++++ The input ++++
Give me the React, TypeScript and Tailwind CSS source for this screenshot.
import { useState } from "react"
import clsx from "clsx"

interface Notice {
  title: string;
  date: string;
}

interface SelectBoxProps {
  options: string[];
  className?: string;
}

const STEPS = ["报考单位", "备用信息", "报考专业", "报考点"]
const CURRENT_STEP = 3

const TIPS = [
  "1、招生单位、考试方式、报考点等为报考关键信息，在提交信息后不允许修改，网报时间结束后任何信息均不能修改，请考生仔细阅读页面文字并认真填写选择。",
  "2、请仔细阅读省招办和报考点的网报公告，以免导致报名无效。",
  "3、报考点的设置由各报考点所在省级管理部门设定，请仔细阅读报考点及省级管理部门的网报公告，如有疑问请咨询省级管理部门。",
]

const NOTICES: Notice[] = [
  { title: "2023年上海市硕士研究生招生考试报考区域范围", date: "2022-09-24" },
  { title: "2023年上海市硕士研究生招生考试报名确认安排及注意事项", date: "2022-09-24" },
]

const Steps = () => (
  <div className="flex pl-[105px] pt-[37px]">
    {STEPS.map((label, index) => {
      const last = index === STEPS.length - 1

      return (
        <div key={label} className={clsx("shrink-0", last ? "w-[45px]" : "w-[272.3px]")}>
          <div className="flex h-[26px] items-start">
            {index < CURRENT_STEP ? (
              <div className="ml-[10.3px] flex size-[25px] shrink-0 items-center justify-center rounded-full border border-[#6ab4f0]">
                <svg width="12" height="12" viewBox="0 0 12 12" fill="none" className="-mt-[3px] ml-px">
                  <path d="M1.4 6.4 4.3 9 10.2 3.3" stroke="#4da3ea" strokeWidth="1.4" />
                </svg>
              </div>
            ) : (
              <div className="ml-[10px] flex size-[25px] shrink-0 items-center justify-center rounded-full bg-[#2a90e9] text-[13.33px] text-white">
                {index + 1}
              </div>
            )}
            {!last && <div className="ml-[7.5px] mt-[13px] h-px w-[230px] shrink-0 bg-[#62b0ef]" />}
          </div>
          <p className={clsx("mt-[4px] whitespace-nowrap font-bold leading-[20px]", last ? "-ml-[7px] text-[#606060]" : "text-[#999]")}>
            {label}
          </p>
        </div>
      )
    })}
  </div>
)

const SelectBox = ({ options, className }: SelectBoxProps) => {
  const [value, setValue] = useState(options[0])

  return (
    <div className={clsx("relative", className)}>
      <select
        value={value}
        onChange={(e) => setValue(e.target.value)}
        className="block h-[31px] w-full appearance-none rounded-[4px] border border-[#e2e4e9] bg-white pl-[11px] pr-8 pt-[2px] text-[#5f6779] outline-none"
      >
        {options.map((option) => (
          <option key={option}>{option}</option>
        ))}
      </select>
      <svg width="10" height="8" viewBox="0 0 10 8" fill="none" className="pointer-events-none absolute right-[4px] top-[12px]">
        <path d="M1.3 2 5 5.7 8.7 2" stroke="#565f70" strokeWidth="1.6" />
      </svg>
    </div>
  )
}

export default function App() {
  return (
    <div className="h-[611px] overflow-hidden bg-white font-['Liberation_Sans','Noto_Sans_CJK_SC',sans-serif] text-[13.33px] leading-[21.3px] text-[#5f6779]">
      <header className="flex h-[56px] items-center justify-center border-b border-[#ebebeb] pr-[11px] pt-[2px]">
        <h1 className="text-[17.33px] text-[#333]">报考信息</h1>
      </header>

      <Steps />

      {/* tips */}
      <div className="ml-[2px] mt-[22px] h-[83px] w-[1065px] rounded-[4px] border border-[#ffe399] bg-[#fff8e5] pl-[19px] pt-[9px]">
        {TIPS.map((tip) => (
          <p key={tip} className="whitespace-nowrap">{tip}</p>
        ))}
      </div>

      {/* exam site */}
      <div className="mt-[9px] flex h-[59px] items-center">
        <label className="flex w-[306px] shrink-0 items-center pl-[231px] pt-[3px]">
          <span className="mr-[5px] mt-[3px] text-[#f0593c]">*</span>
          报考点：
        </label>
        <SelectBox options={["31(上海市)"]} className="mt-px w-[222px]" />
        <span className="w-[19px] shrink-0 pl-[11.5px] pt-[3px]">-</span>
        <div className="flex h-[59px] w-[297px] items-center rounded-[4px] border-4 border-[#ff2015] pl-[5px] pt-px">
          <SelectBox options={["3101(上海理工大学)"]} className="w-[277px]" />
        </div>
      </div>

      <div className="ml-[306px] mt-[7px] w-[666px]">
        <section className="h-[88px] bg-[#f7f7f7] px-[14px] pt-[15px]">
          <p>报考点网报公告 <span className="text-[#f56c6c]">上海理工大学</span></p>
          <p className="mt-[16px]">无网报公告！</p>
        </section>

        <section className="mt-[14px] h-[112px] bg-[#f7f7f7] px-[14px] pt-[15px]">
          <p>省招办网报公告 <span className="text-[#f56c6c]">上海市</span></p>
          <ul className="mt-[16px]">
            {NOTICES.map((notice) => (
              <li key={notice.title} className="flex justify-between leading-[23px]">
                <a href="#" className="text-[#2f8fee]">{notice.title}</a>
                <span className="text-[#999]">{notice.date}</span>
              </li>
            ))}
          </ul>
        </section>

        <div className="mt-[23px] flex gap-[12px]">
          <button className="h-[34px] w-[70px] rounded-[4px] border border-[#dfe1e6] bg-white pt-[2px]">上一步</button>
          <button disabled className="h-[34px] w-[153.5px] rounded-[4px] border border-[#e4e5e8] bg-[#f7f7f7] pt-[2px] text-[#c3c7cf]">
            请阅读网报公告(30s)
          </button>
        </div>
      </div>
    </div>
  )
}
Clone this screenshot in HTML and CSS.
++++
Set exercise: Repeat the lines from the first one in the records through the line containing "const last = index === STEPS.length - 1", exactly as written, and nothing else.

Answer to the problem:
Give me the React, TypeScript and Tailwind CSS source for this screenshot.
import { useState } from "react"
import clsx from "clsx"

interface Notice {
  title: string;
  date: string;
}

interface SelectBoxProps {
  options: string[];
  className?: string;
}

const STEPS = ["报考单位", "备用信息", "报考专业", "报考点"]
const CURRENT_STEP = 3

const TIPS = [
  "1、招生单位、考试方式、报考点等为报考关键信息，在提交信息后不允许修改，网报时间结束后任何信息均不能修改，请考生仔细阅读页面文字并认真填写选择。",
  "2、请仔细阅读省招办和报考点的网报公告，以免导致报名无效。",
  "3、报考点的设置由各报考点所在省级管理部门设定，请仔细阅读报考点及省级管理部门的网报公告，如有疑问请咨询省级管理部门。",
]

const NOTICES: Notice[] = [
  { title: "2023年上海市硕士研究生招生考试报考区域范围", date: "2022-09-24" },
  { title: "2023年上海市硕士研究生招生考试报名确认安排及注意事项", date: "2022-09-24" },
]

const Steps = () => (
  <div className="flex pl-[105px] pt-[37px]">
    {STEPS.map((label, index) => {
      const last = index === STEPS.length - 1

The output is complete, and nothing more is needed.